## Description of the task
The records below hold a stretch from the line with "What React and" through the line with "import React from 'react';"; return exactly those lines, ends included, and nothing more.

## Records to use
......

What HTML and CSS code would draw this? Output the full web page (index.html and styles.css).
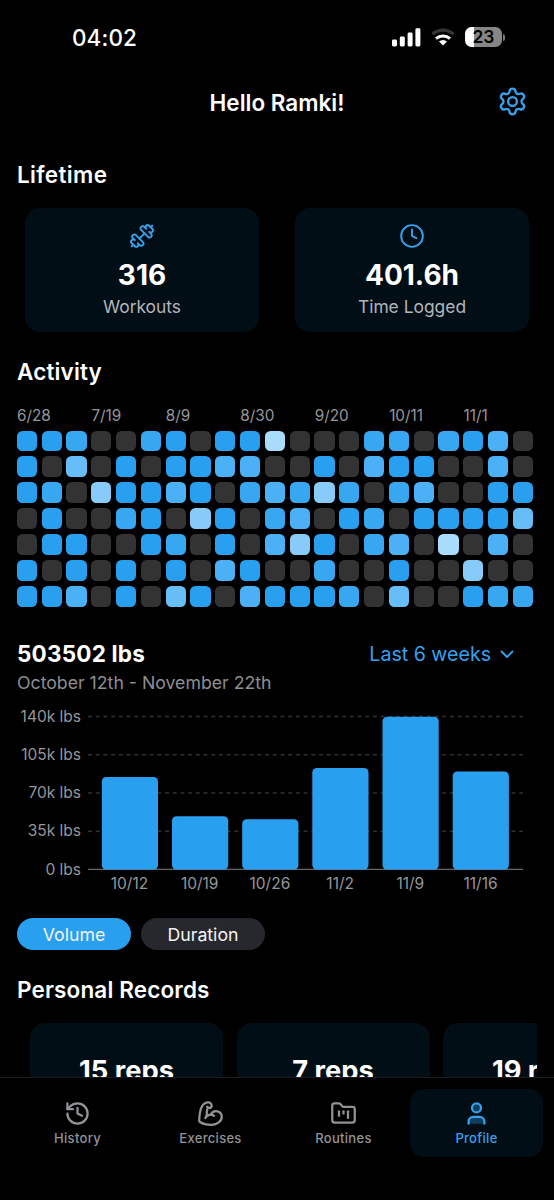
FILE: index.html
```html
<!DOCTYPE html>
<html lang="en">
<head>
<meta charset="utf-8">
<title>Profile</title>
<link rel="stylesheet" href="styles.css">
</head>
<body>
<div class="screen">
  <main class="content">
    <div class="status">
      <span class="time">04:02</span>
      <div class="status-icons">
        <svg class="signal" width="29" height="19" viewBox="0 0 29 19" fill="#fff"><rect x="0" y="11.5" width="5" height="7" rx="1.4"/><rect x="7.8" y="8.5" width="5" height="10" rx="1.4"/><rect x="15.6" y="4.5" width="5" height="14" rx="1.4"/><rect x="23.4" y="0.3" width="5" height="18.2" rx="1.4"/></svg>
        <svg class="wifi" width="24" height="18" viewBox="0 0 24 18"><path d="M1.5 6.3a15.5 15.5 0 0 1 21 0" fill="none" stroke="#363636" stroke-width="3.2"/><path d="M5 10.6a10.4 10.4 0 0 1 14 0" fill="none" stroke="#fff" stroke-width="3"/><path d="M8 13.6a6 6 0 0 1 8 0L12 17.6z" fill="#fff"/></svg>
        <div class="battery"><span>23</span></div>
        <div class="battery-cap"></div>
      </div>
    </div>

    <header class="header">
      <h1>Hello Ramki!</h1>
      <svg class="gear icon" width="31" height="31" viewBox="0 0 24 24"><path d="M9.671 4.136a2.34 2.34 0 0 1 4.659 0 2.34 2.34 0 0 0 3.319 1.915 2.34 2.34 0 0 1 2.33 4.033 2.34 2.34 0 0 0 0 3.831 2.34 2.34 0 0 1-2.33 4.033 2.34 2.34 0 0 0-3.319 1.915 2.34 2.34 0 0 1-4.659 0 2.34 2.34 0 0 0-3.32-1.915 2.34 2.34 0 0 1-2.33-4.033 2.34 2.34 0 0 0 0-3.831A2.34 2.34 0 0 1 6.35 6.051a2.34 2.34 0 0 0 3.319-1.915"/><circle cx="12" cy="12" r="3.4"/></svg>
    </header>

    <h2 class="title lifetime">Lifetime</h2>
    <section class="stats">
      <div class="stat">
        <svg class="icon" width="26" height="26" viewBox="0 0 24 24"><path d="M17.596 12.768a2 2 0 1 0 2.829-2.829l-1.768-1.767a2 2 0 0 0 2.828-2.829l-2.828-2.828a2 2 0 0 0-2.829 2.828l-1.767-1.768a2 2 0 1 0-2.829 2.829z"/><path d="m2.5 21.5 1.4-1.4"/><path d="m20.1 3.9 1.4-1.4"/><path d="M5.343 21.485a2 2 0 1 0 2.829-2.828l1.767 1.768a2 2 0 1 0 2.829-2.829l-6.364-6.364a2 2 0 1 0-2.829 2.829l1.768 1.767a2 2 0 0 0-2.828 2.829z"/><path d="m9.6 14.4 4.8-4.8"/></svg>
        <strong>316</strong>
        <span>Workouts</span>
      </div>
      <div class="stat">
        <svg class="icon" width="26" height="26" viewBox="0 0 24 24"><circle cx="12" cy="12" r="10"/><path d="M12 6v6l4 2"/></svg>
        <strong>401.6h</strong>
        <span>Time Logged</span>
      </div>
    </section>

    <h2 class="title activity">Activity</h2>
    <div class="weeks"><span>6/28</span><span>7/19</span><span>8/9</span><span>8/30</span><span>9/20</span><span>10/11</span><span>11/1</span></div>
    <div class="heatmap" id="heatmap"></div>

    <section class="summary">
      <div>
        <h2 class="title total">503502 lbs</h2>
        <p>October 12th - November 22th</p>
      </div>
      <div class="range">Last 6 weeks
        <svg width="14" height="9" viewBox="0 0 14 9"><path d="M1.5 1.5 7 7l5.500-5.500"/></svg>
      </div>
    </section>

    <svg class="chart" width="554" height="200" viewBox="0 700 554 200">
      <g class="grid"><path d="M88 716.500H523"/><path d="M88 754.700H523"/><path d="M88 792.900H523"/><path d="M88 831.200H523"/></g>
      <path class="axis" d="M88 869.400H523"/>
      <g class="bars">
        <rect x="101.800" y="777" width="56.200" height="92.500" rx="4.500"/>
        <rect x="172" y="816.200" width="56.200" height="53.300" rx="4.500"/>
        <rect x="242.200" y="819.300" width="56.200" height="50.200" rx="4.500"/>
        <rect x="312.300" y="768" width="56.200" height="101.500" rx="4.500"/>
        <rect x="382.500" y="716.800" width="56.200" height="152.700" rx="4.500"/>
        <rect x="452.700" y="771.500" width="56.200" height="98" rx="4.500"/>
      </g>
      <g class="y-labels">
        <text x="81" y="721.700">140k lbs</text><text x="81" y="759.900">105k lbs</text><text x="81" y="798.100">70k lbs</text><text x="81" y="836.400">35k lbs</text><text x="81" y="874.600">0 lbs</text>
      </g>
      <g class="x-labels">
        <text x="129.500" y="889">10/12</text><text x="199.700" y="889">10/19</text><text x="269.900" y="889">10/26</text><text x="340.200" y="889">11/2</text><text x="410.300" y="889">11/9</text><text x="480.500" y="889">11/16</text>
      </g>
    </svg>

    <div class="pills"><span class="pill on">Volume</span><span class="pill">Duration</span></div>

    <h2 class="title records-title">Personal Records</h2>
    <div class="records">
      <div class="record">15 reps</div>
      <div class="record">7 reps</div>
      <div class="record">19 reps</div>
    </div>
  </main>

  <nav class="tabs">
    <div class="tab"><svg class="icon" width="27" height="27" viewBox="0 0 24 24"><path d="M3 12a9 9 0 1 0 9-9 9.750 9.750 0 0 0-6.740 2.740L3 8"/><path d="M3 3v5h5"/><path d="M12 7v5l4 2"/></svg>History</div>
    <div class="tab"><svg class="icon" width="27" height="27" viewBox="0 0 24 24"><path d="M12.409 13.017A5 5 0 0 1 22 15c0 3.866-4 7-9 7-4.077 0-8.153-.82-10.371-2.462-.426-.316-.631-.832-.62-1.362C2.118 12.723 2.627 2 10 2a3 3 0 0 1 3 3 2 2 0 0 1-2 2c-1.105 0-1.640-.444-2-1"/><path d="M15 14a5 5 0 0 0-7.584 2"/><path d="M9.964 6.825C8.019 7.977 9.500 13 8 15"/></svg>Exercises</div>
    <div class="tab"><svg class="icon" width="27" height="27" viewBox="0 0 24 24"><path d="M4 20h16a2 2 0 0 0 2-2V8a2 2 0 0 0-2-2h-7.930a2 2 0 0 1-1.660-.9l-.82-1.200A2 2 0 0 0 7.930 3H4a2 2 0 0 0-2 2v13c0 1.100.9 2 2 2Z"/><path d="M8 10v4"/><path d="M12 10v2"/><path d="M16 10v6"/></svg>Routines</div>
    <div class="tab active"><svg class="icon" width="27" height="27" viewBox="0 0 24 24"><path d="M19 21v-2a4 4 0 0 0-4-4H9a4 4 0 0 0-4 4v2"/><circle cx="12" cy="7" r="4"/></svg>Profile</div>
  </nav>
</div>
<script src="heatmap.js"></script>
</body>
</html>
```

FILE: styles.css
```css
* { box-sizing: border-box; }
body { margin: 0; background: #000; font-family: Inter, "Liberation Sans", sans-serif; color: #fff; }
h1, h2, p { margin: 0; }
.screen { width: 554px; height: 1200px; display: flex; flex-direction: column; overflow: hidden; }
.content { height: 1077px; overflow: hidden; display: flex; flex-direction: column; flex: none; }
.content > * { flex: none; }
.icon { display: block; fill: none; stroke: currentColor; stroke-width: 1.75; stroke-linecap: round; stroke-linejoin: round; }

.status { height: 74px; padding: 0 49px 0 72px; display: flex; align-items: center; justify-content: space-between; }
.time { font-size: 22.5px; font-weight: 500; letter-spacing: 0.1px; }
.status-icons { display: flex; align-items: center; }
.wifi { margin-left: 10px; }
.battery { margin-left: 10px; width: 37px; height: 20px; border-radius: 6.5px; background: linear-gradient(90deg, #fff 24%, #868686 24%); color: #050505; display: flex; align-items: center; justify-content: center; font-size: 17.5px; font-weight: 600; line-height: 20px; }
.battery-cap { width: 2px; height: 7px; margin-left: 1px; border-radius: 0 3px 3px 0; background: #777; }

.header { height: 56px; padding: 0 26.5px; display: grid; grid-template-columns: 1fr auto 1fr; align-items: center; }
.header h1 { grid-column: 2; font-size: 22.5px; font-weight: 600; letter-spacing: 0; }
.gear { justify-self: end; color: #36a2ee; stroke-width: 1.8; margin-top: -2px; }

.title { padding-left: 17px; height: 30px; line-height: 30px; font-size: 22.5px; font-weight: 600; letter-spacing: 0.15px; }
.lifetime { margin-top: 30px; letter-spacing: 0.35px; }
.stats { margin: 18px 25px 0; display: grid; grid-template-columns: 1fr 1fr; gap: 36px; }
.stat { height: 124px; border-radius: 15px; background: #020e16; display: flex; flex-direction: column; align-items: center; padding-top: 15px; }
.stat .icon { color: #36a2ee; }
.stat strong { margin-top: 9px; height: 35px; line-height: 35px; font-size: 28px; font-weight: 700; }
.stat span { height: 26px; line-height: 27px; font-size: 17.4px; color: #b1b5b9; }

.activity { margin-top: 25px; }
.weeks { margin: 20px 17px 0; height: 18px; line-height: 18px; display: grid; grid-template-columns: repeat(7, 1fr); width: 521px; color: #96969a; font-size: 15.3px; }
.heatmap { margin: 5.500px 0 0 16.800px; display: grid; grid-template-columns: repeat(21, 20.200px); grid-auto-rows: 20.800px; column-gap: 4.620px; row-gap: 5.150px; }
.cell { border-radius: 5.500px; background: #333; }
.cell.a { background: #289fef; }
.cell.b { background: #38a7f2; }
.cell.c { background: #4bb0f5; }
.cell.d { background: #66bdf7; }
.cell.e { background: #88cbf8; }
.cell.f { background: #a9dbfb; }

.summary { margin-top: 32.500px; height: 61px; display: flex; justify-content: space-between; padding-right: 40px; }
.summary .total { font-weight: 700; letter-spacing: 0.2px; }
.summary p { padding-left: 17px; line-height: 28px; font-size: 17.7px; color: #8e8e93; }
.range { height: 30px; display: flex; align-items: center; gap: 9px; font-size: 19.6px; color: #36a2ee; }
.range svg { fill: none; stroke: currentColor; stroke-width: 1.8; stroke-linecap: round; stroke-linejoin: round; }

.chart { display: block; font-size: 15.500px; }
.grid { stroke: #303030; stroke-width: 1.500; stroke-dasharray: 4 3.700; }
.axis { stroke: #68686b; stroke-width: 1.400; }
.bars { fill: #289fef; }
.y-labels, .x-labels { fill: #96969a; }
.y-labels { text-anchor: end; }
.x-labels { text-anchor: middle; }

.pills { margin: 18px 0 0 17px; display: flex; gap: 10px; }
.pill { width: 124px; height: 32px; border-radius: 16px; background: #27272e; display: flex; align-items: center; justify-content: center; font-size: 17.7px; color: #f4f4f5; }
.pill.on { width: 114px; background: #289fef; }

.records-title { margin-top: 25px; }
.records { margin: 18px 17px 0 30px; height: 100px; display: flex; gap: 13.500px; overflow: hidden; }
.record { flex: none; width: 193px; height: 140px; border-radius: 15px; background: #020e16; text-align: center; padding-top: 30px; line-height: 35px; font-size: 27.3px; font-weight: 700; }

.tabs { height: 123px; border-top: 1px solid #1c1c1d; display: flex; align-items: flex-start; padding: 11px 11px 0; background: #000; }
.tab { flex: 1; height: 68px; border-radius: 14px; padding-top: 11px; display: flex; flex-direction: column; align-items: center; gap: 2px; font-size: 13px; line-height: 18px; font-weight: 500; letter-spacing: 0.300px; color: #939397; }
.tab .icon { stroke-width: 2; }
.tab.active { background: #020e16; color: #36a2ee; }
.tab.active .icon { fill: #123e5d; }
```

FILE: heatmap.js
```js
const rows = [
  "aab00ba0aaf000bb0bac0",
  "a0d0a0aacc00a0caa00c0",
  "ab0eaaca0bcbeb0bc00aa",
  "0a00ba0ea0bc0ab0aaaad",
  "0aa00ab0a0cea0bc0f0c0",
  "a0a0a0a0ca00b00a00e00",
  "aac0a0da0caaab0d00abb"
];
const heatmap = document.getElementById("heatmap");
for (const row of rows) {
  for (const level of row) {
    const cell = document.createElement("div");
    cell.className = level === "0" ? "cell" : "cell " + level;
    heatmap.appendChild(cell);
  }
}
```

......

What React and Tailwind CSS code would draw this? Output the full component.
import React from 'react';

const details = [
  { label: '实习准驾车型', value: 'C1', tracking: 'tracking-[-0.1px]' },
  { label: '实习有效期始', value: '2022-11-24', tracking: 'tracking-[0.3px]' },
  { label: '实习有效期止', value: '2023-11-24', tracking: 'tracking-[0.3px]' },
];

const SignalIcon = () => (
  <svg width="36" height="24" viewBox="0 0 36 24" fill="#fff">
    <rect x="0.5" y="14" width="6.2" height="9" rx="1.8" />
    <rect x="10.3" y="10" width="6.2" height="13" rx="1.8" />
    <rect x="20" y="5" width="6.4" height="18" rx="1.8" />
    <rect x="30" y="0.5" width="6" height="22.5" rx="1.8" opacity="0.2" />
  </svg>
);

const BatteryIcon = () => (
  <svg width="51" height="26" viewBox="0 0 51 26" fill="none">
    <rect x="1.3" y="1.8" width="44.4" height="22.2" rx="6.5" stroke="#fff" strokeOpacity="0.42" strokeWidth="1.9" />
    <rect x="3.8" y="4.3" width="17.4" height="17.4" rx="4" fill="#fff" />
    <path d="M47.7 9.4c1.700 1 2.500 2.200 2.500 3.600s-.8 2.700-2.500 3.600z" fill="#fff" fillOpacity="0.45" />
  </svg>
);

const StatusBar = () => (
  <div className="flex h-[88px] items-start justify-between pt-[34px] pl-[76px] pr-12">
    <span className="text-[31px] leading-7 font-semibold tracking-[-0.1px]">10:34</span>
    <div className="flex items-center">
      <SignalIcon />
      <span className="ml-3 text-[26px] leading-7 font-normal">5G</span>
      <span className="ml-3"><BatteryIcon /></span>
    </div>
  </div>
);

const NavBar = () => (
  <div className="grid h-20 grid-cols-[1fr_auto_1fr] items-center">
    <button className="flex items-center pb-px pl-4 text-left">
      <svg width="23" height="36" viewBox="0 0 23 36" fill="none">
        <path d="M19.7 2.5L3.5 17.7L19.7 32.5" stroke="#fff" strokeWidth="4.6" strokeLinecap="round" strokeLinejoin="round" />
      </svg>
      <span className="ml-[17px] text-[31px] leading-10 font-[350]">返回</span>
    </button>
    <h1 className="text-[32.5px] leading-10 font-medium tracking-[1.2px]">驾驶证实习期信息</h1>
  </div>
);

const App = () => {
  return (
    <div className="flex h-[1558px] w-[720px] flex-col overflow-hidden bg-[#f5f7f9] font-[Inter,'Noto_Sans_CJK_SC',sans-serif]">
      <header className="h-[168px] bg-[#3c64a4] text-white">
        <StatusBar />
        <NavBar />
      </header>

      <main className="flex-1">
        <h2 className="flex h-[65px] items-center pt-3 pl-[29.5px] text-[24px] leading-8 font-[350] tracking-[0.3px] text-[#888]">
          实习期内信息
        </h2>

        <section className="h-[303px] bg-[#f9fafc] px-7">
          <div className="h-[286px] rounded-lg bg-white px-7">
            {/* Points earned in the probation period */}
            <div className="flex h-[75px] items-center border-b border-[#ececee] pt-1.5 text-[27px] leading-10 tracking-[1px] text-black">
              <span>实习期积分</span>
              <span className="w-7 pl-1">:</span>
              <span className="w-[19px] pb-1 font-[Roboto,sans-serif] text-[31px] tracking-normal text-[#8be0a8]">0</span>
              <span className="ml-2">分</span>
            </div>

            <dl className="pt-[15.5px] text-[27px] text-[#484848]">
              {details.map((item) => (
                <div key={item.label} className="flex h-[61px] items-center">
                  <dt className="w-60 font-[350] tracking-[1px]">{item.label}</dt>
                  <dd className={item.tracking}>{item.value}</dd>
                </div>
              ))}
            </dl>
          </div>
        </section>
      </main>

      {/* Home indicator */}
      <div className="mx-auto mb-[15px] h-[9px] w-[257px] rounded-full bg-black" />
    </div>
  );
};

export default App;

......

## Task answer
What React and Tailwind CSS code would draw this? Output the full component.
import React from 'react';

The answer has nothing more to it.